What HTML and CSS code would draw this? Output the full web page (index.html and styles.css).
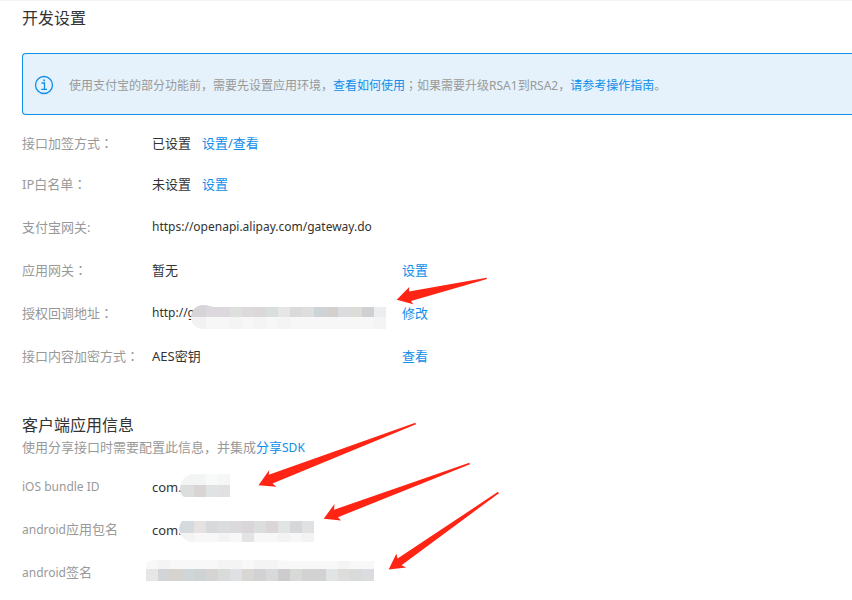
FILE: index.html
```html
<!DOCTYPE html>
<html lang="zh-CN">
<head>
    <meta charset="UTF-8">
    <meta name="viewport" content="width=device-width, initial-scale=1.0">
    <title>开发设置</title>
    <link rel="stylesheet" href="styles.css">
</head>
<body>
    <main class="page">
        <h1 class="title">开发设置</h1>

        <div class="alert">
            <svg class="alert-icon" width="20" height="20" viewBox="0 0 20 20" fill="none" stroke="currentColor" aria-hidden="true">
                <circle cx="10" cy="10" r="8.5" stroke-width="1.3"/>
                <path d="M7.5 8H10.5V14.3M7.2 14.3H13" stroke-width="1.3"/>
                <path d="M9.3 5.3H11" stroke-width="1.7"/>
            </svg>
            <p class="alert-text">使用支付宝的部分功能前，需要先设置应用环境，<a href="#">查看如何使用</a><span class="mid" lang="zh-TW">；</span>如果需要升级RSA1到RSA2，<a href="#">请参考操作指南</a>。</p>
        </div>

        <dl class="settings">
            <div class="row row-short">
                <dt>接口加签方式<span class="mid" lang="zh-TW">：</span></dt>
                <dd>已设置<a class="next" href="#">设置/查看</a></dd>
            </div>
            <div class="row row-short">
                <dt>IP白名单<span class="mid" lang="zh-TW">：</span></dt>
                <dd>未设置<a class="next" href="#">设置</a></dd>
            </div>
            <div class="row">
                <dt>支付宝网关:</dt>
                <dd class="latin">https://openapi.alipay.com/gateway.do</dd>
            </div>
            <div class="row">
                <dt>应用网关<span class="mid" lang="zh-TW">：</span></dt>
                <dd>暂无</dd>
                <dd><a href="#">设置</a></dd>
            </div>
            <div class="row">
                <dt>授权回调地址<span class="mid" lang="zh-TW">：</span></dt>
                <dd class="latin">http://g</dd>
                <dd><a href="#">修改</a></dd>
            </div>
            <div class="row">
                <dt>接口内容加密方式<span class="mid" lang="zh-TW">：</span></dt>
                <dd>AES密钥</dd>
                <dd><a href="#">查看</a></dd>
            </div>
        </dl>

        <h2 class="title">客户端应用信息</h2>
        <p class="hint">使用分享接口时需要配置此信息，并集成<a href="#">分享<span class="latin">SDK</span></a></p>

        <dl class="client">
            <div class="row">
                <dt class="latin">iOS bundle ID</dt>
                <dd>com.</dd>
            </div>
            <div class="row">
                <dt><span class="latin">android</span>应用包名</dt>
                <dd>com.</dd>
            </div>
            <div class="row">
                <dt><span class="latin">android</span>签名</dt>
                <dd></dd>
            </div>
        </dl>

        <!-- mosaics over private values, red arrows -->
        <svg class="marks" width="852" height="600" viewBox="0 0 852 600" aria-hidden="true">
            <defs>
                <clipPath id="clip-url"><path d="M203 305C208 305 211 307 216 307H386V329H203C196 329 191 323 191 317S196 305 203 305Z"/></clipPath>
                <clipPath id="clip-ios"><path d="M192 474H230V497H184C177 493 179 476 192 474Z"/></clipPath>
                <clipPath id="clip-pkg"><path d="M182 521H314V542H192C182 541 175 530 182 521Z"/></clipPath>
                <clipPath id="clip-sign"><path d="M146 564Q147 560 158 560H278L290 561H374V581H146Z"/></clipPath>
            </defs>
            <g clip-path="url(#clip-url)" shape-rendering="crispEdges">
                <path fill="#d7d4d7" d="M190 305h28v12h-28z"/>
                <path fill="#dcd8de" d="M206 307h24v10h-24z"/>
                <path fill="#dde0dc" d="M230 307h12v10h-12z"/>
                <path fill="#dcdadd" d="M242 307h12v10h-12z"/>
                <path fill="#dcd7d8" d="M254 307h12v10h-12z"/>
                <path fill="#d9dee1" d="M266 307h12v10h-12z"/>
                <path fill="#e6e6e6" d="M278 307h12v10h-12z"/>
                <path fill="#dadada" d="M290 307h12v10h-12z"/>
                <path fill="#dfdedf" d="M302 307h12v10h-12z"/>
                <path fill="#cdd4d7" d="M314 307h12v10h-12z"/>
                <path fill="#d4d0d0" d="M326 307h12v10h-12z"/>
                <path fill="#dcdce0" d="M338 307h12v10h-12z"/>
                <path fill="#dcddd8" d="M350 307h12v10h-12z"/>
                <path fill="#cfd0d2" d="M362 307h12v10h-12z"/>
                <path fill="#ebedee" d="M374 307h12v10h-12z"/>
                <path fill="#f7f7f7" d="M190 317h196v12h-196z"/>
                <path fill="#f1f2f1" d="M190 317h16v12h-16z"/>
                <path fill="#f4f4f5" d="M230 317h12v12h-12zM254 317h12v12h-12zM278 317h12v12h-12zM374 317h12v12h-12z"/>
            </g>
            <g clip-path="url(#clip-ios)" shape-rendering="crispEdges">
                <path fill="#f3f4f4" d="M178 474h28v11h-28z"/>
                <path fill="#f8faf9" d="M206 474h12v11h-12z"/>
                <path fill="#f5f7f6" d="M218 474h12v11h-12z"/>
                <path fill="#dcdddd" d="M178 485h16v12h-16z"/>
                <path fill="#d9d5d5" d="M194 485h12v12h-12z"/>
                <path fill="#e0e3e4" d="M206 485h12v12h-12z"/>
                <path fill="#e1e1e1" d="M218 485h12v12h-12z"/>
            </g>
            <g clip-path="url(#clip-pkg)" shape-rendering="crispEdges">
                <path fill="#d5dadf" d="M178 521h16v12h-16z"/>
                <path fill="#e5e2e1" d="M194 521h12v12h-12z"/>
                <path fill="#d8d9db" d="M206 521h12v12h-12z"/>
                <path fill="#dbdcde" d="M218 521h12v12h-12z"/>
                <path fill="#dbd9dc" d="M230 521h12v12h-12z"/>
                <path fill="#d9d5d9" d="M242 521h12v12h-12z"/>
                <path fill="#dbdedd" d="M254 521h12v12h-12z"/>
                <path fill="#dcd5d8" d="M266 521h12v12h-12z"/>
                <path fill="#e0e5e4" d="M278 521h12v12h-12z"/>
                <path fill="#d6d7d9" d="M290 521h12v12h-12z"/>
                <path fill="#e0e1e3" d="M302 521h12v12h-12z"/>
                <path fill="#f7f7f7" d="M178 533h136v9h-136z"/>
                <path fill="#f3f3f3" d="M178 533h16v9h-16zM218 533h12v9h-12zM278 533h12v9h-12zM302 533h12v9h-12z"/>
                <path fill="#e4e4e5" d="M242 533h12v9h-12z"/>
            </g>
            <g clip-path="url(#clip-sign)" shape-rendering="crispEdges">
                <path fill="#f8f8f8" d="M146 560h228v9h-228z"/>
                <path fill="#f4f4f4" d="M158 560h12v9h-12zM218 560h24v9h-24zM254 560h24v9h-24zM338 560h12v9h-12z"/>
                <path fill="#e7e6e4" d="M146 569h12v12h-12z"/>
                <path fill="#d2d5d8" d="M158 569h12v12h-12z"/>
                <path fill="#d6d2cd" d="M170 569h12v12h-12z"/>
                <path fill="#d0d5d8" d="M182 569h12v12h-12z"/>
                <path fill="#cdd2d3" d="M194 569h12v12h-12z"/>
                <path fill="#d6d4d2" d="M206 569h12v12h-12z"/>
                <path fill="#d9dbda" d="M218 569h12v12h-12z"/>
                <path fill="#dfe0e4" d="M230 569h12v12h-12z"/>
                <path fill="#d8d7d4" d="M242 569h12v12h-12z"/>
                <path fill="#d2d2d5" d="M254 569h12v12h-12z"/>
                <path fill="#d8dad9" d="M266 569h12v12h-12z"/>
                <path fill="#cecbce" d="M278 569h12v12h-12z"/>
                <path fill="#d8dad8" d="M290 569h12v12h-12z"/>
                <path fill="#d2d2d2" d="M302 569h24v12h-24z"/>
                <path fill="#e0e4e4" d="M326 569h12v12h-12z"/>
                <path fill="#dedddb" d="M338 569h12v12h-12z"/>
                <path fill="#d8dbda" d="M350 569h12v12h-12z"/>
                <path fill="#dbdce0" d="M362 569h12v12h-12z"/>
            </g>
            <g fill="#ff2414">
                <path d="M396.7 299.7L409.3 287L409 291.5L486.5 277.7L487 279L411 301L413.3 304.3Z"/>
                <path d="M258.5 485.3L269.3 470L268.8 474.7L415.3 422.7L416 424.2L272.5 483.6L276.3 486.7Z"/>
                <path d="M323.7 518.8L334.5 504L334 509.8L469.3 462.8L470 464.2L338 517.2L341 520.4Z"/>
                <path d="M388.7 569.5L396.3 553.7L397.6 558.5L498 491.8L498.9 493.2L401.5 565.3L406.3 567.4Z"/>
            </g>
        </svg>
    </main>
</body>
</html>
```
FILE: styles.css
```css
body {
    margin: 0;
    background-color: #fff;
    color: #333;
    font-family: "Noto Sans", "Noto Sans CJK SC", sans-serif;
    font-size: 13px;
    line-height: 20px;
}

a {
    color: #108ee9;
    text-decoration: none;
}

.page {
    position: relative;
    padding: 5px 0 0 22px;
    border-top: 1px solid #f4f4f4;
}

.title {
    margin: 0;
    font-size: 16px;
    font-weight: 400;
    line-height: 24px;
}

.alert {
    display: flex;
    align-items: center;
    gap: 15px;
    margin-top: 23px;
    padding: 20px 12px 19px 11px;
    border: 1px solid #108ee9;
    border-right: 0;
    border-radius: 4px 0 0 4px;
    background-color: #e5f2fc;
}

.alert-icon {
    flex: none;
    color: #108ee9;
}

.alert-text {
    margin: 0;
    padding-top: 2px;
    color: #999;
    font-size: 12px;
    line-height: 18px;
}

.settings {
    margin: 8px 0 36px;
}

.client {
    margin: 7px 0 0;
}

.row {
    display: grid;
    grid-template-columns: 130px 250px 1fr;
    align-items: center;
    min-height: 43px;
}

.row-short {
    box-sizing: border-box;
    min-height: 41px;
    padding-bottom: 2px;
}

.row dt {
    color: #999;
}

.row dd {
    margin: 0;
}

.row .latin,
.hint .latin {
    font-size: 12px;
}

/* centered full-width punctuation */
.mid {
    font-family: "Noto Sans CJK TC", sans-serif;
}

.next {
    margin-left: 11px;
}

.hint {
    margin: 0;
    color: #999;
}

/* annotations drawn on top of the rows */
.marks {
    position: absolute;
    top: -1px;
    left: 0;
    pointer-events: none;
}
```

_ _ _ _ _

#### What you need to do:
Extract lines where the string "styles" occurs.

#### Correct response:
What HTML and CSS code would draw this? Output the full web page (index.html and styles.css).
    <link rel="stylesheet" href="styles.css">
FILE: styles.css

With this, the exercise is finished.